O teórico e político alemão Ferdinand Lassalle diferencia a existência da Constituição escrita da Constituição real: a primeira corresponde a teorização jurídica sem prever a existência dos fatores de poder, enquanto a segunda é o modo orgânico como se apresenta nas relações sociais, de modo a criar um intermédio entre as cláusulas ideais e os conflitos de uma nação.
Casalino utiliza a tese do escritor alemão para traçar um paralelo com o tema do artigo: a autonomia do Banco Central na determinação da Taxa Selic, segundo ele, não estaria em sintonia com as diretrizes da Constituição de 1988. Nesse contexto, ele argumenta que a independência do órgão seria incoerente, dado que sua postura conservadora ao elevar os juros demonstra uma certa indiferença ao marco legal que exige a promoção do bem-estar social, a valorização do trabalho e o pleno emprego — todos objetivos profundamente afetados pela taxa de juros.
O Art. 2º da CF/1988 estabelece: “São poderes da União, independentes e harmônicos entre si, o Legislativo, o Executivo e o Judiciário”. Os Poderes Públicos são independentes e regidos pelo sistema de contra-pesos. No entanto, o Ministério da Fazenda, ao qual o Banco Central é subordinado, cumpre suas funções constitucionais de maneira limitada. Essa ineficiência se manifesta, por exemplo, no aumento dos custos de oportunidade para obtenção de crédito, o que desestimula o investimento e compromete as metas constitucionais de desenvolvimento econômico e social. Em vez disso, essa dinâmica favorece a financeirização da economia, desviando o sistema estatal das competências e objetivos previstos pela Constituição.
O desvio de finalidade do Banco Central ao longo do tempo levanta a necessidade de sua independência, uma vez que a Constituição permite apenas a compra e venda de títulos como meio de influenciar a oferta monetária e, indiretamente, a taxa de juros. Contudo, não há uma definição clara sobre a atribuição de estabelecer a Taxa Selic, que deveria fazer parte das funções da Administração Pública. Assim, existe um vácuo normativo tanto constitucional quanto legal a respeito dessa questão. O autor não descarta uma análise mais radical, reconhecendo que a Constituição não estabelece com clareza a natureza autárquica de nenhum órgão, mas critica a validade jurídica da circular que delegou ao Comitê de Política Monetária (COPOM) a prerrogativa de fixar a taxa básica de juros do país.

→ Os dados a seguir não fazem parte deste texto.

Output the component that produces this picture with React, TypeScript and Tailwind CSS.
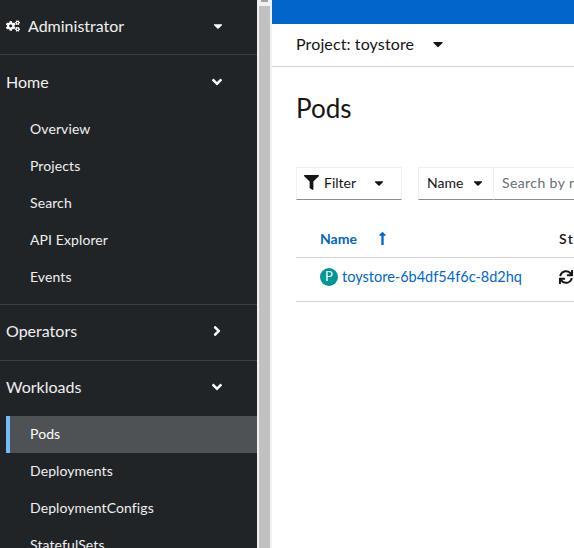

Nesse viés, a preocupação maior se define no descumprimento do Inciso VIII, art. 170 da Constituição Federal e qual postura de intervenção do Estado no domínio econômico mediante o reordenamento das atividades produtivas via controle monetário.
A problematização do comprometimento jurídico decorre da disputa entre a compatibilidade das taxas de juros e rentabilidade financeira com as porcentagens de lucro e o ciclo do capital social. Isso pode ser ilustrado, por exemplo, a partir da perspectiva do economista John Maynard Keynes: “Assim sendo, o que mais nos convém é reduzir a taxa de juros até o nível em que, em relação à curva de eficiência marginal do capital, se realize o pleno emprego.”.
Dessa forma, há uma desconfiança crescente de que os órgãos estatais de controle realmente compreendam a extensão de sua autoridade monetária e a exerçam de acordo com os princípios constitucionais. Sob o aspecto material, a taxa básica de juros deve obedecer aos princípios constitucionais que valorizam o trabalho humano e buscam o pleno emprego, como previsto no art. 170 da CF. Portanto, a Taxa Selic deve ser mantida em níveis baixos para incentivar o investimento produtivo e a criação de empregos. A autoridade monetária, assim, tem o dever de ajustar a taxa de juros para induzir continuamente o setor produtivo a investir, especialmente em períodos de desaceleração econômica ou crises inesperadas.
Referências:
Casalino, Vinícius. “Constituição e Independência do Banco Central”. Rev. Direito Práx., Rio de Janeiro, Vol. 9, N. 2, 2018, p. 853-889, setembro, 2017.